■ RECORD EXCERPTS:
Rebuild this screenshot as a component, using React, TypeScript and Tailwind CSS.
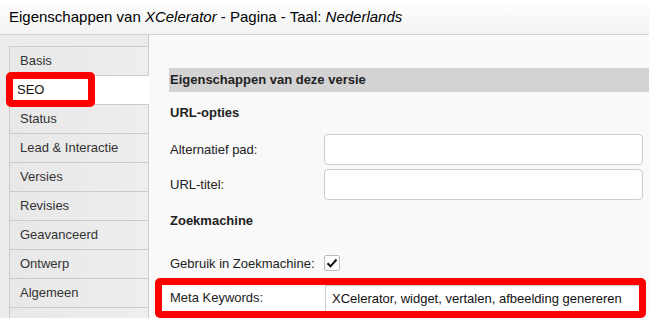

---

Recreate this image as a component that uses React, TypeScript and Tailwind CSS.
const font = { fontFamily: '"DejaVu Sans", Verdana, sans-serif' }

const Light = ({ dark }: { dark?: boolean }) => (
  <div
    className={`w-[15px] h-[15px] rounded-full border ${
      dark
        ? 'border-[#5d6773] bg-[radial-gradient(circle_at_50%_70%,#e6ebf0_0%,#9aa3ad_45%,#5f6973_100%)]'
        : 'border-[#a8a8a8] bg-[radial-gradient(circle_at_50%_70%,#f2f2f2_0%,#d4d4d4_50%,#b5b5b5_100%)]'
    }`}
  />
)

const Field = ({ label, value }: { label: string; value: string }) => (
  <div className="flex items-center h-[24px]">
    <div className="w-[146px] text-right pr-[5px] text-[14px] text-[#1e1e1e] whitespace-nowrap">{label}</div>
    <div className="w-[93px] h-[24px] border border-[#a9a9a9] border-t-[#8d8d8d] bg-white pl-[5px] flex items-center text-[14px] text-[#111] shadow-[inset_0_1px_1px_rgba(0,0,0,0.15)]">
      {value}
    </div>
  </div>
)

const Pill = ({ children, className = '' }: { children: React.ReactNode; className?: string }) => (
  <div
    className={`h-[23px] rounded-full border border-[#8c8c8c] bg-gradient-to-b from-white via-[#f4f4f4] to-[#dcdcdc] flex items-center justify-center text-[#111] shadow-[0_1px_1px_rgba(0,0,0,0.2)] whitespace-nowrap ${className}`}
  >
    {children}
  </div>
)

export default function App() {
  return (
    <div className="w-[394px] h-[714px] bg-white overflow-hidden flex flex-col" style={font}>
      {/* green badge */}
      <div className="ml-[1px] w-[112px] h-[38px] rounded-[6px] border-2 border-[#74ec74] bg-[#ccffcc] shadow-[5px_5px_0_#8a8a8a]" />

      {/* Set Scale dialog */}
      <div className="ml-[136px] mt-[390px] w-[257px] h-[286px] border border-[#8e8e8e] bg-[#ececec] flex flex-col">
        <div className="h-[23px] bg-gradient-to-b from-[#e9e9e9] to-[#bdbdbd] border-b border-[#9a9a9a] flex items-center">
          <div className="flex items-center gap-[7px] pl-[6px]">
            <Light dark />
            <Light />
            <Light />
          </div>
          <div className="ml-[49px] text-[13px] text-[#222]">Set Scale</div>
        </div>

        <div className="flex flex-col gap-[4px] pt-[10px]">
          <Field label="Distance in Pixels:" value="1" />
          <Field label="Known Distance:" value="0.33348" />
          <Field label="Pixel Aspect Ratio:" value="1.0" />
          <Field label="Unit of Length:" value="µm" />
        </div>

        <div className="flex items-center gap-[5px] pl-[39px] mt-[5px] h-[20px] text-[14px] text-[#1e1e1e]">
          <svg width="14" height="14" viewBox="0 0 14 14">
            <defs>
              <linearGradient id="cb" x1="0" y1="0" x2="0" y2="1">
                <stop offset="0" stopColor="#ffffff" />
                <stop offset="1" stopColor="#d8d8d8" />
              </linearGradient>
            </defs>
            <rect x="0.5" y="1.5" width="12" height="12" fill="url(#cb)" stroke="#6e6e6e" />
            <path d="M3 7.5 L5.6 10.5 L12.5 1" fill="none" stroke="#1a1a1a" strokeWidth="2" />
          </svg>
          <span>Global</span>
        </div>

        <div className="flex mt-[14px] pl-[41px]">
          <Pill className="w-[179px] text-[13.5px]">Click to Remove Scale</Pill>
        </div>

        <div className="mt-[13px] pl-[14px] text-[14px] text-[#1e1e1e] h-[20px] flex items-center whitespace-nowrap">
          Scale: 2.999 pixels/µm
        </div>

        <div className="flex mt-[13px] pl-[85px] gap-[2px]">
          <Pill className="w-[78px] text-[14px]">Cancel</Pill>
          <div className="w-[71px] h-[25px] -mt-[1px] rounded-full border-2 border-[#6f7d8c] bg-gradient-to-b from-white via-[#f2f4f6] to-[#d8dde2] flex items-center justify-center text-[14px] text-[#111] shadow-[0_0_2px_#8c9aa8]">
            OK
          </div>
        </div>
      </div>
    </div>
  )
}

* * *

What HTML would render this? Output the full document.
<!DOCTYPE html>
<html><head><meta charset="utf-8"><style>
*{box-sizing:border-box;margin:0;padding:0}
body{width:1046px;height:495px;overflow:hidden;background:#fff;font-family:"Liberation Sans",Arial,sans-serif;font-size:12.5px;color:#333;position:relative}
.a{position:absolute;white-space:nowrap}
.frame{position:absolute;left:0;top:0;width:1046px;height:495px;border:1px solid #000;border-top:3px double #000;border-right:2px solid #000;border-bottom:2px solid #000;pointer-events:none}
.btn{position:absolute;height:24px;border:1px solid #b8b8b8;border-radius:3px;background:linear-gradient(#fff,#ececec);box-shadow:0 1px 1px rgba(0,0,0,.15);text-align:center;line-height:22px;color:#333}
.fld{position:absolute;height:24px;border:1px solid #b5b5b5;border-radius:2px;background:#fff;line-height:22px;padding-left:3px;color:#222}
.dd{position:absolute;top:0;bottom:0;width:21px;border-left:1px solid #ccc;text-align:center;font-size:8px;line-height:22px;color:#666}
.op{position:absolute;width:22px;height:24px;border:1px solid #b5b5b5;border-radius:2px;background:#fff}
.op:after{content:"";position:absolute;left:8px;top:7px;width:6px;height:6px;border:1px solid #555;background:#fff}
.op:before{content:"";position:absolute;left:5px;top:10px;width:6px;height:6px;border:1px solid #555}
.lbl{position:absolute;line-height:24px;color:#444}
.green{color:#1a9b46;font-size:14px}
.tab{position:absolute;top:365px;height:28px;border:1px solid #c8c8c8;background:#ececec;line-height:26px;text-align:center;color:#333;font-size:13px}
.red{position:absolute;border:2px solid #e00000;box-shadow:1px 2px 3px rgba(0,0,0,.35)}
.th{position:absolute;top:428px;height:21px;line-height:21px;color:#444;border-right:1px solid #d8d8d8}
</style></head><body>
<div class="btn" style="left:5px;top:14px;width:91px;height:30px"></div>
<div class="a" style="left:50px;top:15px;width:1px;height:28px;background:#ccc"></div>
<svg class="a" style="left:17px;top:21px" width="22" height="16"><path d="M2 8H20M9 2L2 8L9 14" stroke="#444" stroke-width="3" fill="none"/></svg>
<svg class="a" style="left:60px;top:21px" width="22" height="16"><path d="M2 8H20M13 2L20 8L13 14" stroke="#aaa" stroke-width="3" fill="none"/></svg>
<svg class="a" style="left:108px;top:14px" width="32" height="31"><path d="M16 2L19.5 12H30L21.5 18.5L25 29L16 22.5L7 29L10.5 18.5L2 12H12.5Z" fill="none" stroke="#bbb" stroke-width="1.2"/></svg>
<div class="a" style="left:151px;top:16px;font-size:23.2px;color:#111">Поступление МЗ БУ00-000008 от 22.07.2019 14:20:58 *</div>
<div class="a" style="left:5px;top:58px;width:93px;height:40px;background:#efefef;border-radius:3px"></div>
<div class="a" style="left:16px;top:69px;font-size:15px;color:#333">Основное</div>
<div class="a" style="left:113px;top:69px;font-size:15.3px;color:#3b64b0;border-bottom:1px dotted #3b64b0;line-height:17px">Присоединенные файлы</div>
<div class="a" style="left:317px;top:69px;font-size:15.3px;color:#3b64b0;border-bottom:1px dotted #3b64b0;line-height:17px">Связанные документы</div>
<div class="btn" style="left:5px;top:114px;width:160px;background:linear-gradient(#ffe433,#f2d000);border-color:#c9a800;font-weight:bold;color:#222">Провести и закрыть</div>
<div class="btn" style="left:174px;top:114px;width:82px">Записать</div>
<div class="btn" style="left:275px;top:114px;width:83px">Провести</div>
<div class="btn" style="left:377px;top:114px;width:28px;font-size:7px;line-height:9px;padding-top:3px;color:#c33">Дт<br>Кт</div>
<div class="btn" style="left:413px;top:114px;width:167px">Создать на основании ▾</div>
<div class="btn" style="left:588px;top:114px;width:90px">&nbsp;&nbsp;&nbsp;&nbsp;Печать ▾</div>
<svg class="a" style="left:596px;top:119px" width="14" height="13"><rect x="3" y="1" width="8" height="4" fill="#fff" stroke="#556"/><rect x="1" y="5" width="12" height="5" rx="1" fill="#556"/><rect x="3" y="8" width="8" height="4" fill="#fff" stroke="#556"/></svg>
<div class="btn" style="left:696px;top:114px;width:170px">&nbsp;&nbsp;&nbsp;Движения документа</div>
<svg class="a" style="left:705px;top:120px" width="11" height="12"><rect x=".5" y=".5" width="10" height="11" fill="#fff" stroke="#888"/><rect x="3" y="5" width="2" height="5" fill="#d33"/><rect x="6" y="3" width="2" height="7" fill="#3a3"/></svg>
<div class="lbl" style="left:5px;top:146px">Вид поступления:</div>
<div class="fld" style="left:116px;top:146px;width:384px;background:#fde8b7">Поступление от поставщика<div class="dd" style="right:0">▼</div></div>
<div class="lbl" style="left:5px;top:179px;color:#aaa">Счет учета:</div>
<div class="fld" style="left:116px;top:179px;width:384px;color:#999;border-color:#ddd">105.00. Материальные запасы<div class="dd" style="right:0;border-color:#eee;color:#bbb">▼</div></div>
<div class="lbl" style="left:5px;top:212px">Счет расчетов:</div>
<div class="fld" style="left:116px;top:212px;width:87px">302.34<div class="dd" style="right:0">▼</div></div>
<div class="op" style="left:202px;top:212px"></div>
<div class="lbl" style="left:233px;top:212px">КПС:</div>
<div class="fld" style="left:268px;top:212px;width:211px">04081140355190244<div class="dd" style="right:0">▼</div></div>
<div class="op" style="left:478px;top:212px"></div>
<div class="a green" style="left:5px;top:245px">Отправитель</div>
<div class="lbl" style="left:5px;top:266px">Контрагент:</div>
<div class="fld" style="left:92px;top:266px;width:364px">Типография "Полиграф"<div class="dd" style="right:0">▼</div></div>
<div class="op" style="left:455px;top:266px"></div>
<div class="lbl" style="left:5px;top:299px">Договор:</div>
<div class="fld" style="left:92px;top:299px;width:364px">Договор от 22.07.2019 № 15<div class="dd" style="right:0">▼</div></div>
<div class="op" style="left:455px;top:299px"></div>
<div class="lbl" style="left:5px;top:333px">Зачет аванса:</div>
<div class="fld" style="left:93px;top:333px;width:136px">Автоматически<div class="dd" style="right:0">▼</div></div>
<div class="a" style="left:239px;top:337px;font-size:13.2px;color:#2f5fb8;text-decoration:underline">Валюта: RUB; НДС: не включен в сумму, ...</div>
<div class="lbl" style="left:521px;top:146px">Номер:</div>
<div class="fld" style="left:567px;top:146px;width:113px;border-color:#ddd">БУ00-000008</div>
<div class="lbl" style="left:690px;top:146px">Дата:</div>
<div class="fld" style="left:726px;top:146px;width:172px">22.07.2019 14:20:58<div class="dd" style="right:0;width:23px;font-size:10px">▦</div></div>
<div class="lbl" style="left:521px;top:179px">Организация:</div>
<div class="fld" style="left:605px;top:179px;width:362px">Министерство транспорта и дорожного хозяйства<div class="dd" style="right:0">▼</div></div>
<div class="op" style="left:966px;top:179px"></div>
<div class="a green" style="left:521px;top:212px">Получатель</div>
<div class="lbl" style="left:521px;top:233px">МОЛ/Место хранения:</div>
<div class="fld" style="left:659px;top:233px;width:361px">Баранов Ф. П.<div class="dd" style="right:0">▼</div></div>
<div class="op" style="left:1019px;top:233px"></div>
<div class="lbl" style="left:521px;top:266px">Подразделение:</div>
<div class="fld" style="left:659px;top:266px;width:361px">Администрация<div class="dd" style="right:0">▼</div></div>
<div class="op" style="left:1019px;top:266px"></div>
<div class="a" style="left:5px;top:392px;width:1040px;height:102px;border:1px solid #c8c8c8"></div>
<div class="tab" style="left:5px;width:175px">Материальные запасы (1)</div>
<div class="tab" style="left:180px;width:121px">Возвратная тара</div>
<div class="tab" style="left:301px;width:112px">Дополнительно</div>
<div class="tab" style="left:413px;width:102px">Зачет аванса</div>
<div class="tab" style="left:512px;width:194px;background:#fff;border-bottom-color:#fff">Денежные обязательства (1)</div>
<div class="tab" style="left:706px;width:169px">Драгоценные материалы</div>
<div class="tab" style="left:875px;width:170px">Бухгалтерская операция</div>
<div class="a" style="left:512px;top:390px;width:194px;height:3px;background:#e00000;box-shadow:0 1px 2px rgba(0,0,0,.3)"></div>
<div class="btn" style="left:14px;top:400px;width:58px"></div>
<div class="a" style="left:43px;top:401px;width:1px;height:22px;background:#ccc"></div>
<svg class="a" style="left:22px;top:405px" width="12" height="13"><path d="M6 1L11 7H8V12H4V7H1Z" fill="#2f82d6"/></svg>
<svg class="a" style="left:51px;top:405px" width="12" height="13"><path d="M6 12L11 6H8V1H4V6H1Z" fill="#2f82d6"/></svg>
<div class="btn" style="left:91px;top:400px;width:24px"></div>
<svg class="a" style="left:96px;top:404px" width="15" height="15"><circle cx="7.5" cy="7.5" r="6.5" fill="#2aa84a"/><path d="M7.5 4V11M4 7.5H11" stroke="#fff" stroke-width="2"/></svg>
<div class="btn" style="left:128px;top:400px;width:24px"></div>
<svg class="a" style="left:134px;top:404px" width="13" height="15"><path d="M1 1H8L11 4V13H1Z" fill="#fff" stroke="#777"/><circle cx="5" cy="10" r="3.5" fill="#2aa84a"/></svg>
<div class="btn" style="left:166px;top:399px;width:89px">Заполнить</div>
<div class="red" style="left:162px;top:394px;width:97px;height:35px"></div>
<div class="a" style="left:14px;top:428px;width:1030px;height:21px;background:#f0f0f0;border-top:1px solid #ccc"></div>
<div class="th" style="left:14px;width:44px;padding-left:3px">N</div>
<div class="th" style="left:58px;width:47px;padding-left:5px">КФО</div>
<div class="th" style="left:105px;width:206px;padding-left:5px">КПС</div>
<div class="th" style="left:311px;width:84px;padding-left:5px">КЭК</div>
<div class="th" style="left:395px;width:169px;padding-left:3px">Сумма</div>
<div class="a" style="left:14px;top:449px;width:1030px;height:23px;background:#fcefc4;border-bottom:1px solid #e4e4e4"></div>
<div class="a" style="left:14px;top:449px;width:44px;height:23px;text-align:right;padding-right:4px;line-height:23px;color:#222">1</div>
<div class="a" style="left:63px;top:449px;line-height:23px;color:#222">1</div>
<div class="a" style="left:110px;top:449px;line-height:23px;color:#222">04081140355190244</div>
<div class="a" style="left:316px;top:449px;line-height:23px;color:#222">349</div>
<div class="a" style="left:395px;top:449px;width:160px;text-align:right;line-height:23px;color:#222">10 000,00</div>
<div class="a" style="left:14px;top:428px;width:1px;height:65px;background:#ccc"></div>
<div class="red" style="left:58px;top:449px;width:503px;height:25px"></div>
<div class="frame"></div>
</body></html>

■ WHAT YOU ARE ASKED TO DO:
In the records above, locate the lines holding the word "Tailwind". Copy each of them.

■ WRITTEN SOLUTION:
Rebuild this screenshot as a component, using React, TypeScript and Tailwind CSS.
Recreate this image as a component that uses React, TypeScript and Tailwind CSS.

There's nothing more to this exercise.